WHITE PLAINS, N.Y. — Strong performance in Grains helped overall results at Bunge Ltd. in the first quarter of fiscal 2016. Net income in the first quarter ended March 31 was $222 million, equal to $1.54 per share on the common stock, down 11% from $249 million, or $1.67 per share, in the same period a year ago. Earnings before interest and taxes were $322 million, down from $373 million.
Net sales fell 17% to $8,916 million from $10,806 million.
|Soren Schroder, c.e.o. of Bunge|
“In the first quarter, our Agribusiness team managed markets, margins and logistics very well in a challenging environment,” said Soren Schroder, chief executive officer. “In Food & Ingredients, we are seeing positive signs in Brazil with gains in both volume and market shares. Overall, results were better than expected, our return on capital continues well above WACC (weighted average cost of capital), and we feel confident about growing earnings in 2016.”
Bunge said its Agribusiness results benefited from good performances in South America and effective risk management strategies. EBIT in the unit fell 15% to $282 million from $330 million. Sales fell 21% to $6,283 million from $7,911 million.
Oilseeds, which consists of Bunge’s oilseed processing activity, oilseeds trading and distribution business, and biodiesel joint ventures, posted EBIT of $138 million in the first quarter, down from $242 million in the same period a year ago.
“Lower oilseeds results were due to a softer global soy processing environment,” Bunge said. “Margins in the U.S. and Europe were negatively impacted by increased export competition from Argentina. Partially offsetting this decrease were improved results in Argentina, which benefited from increased farmer selling following the devaluation of the peso. Soy processing results in Brazil were good and comparable to last year. Oilseed trading and distribution results were similar to last year, benefiting from strong export flows out of South America.”

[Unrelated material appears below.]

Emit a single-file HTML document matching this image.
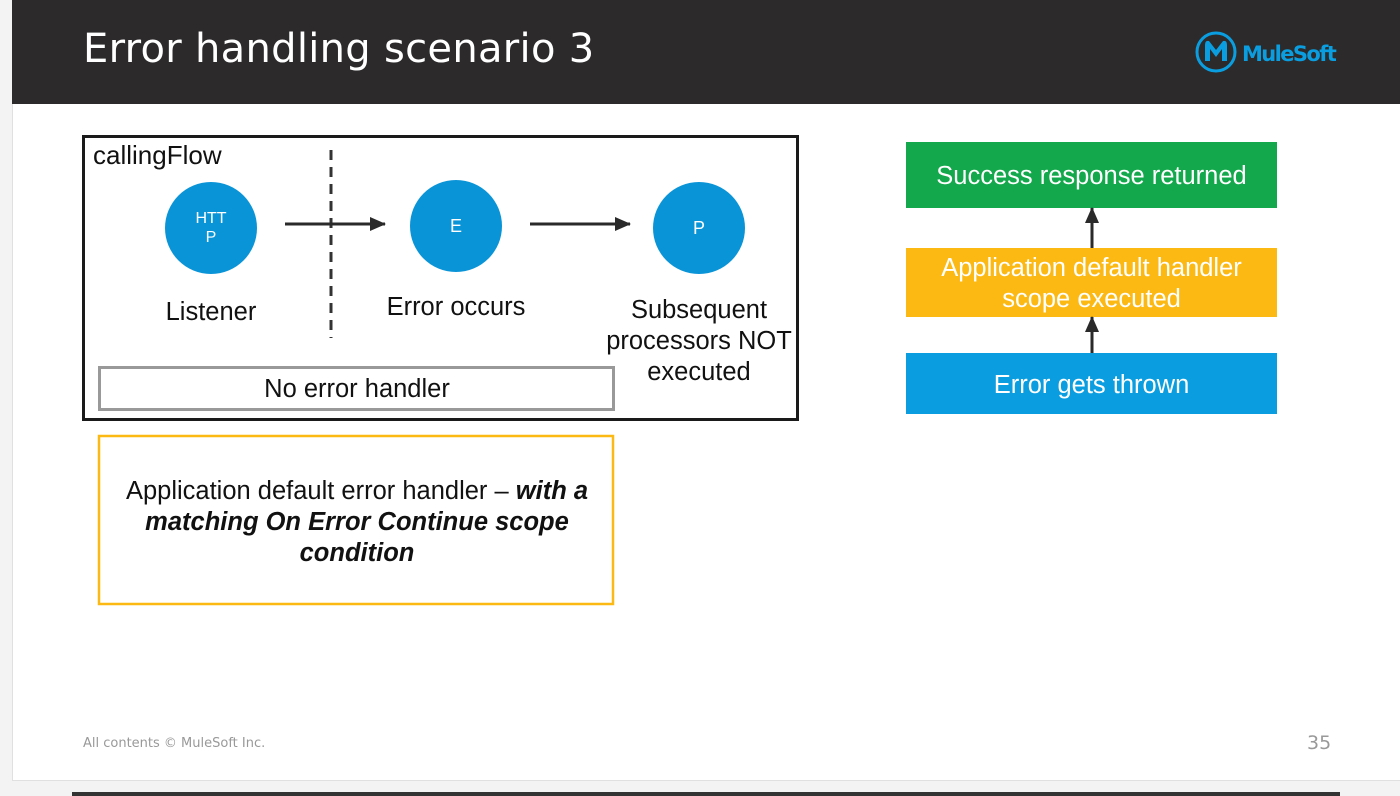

Grains, which consists of Bunge’s grain and origination business (primarily corn, wheat, barley, soybeans and soft seeds), global trading and distribution operations, ports, logistics and financial activities, had EBIT of $144 million, up sharply from $88 million in the prior year.
“In grains, higher results in the quarter were largely driven by improved performances in grain trading and distribution and our port services operation, which benefited from increased South American exports,” Bunge said. “Higher volumes were primarily driven by increased origination in South America, which more than offset declines in the U.S.”
EBIT in the company’s Edible Oil Products unit totaled $30 million, down from $36 million a year ago. Net sales eased to $1,526 million from $1,648 million.
Milling Products, meanwhile, posted EBIT of $22 million in the quarter, down from $36 million in the same period a year ago. Net sales fell 12% to $391 million from $535 million.
“Higher results in North America were primarily due to improved performance in our value-added categories and increased productivity in our U.S. operation,” Bunge said. “Our Mexican business delivered stronger volumes and productivity gains, but the impacts were offset by currency translation from the weaker peso.”
Bunge narrowed its loss in the Sugar and Bioenergy division, as the company’s loss before interest and taxes moved to $14 million from $23 million a year ago.
Bunge also said it has acquired Walter Rau Neusser, a European supplier of mid-specialty oils and fats for food service and food processing customers.“This acquisition strengthens our value added and innovation capabilities in these channels and has important synergies with our existing agribusiness network,” Mr. Schroder said. “In our best-in-class strategy, performance improvement programs delivered approximately $24 million toward our full-year expectation of $125 million.”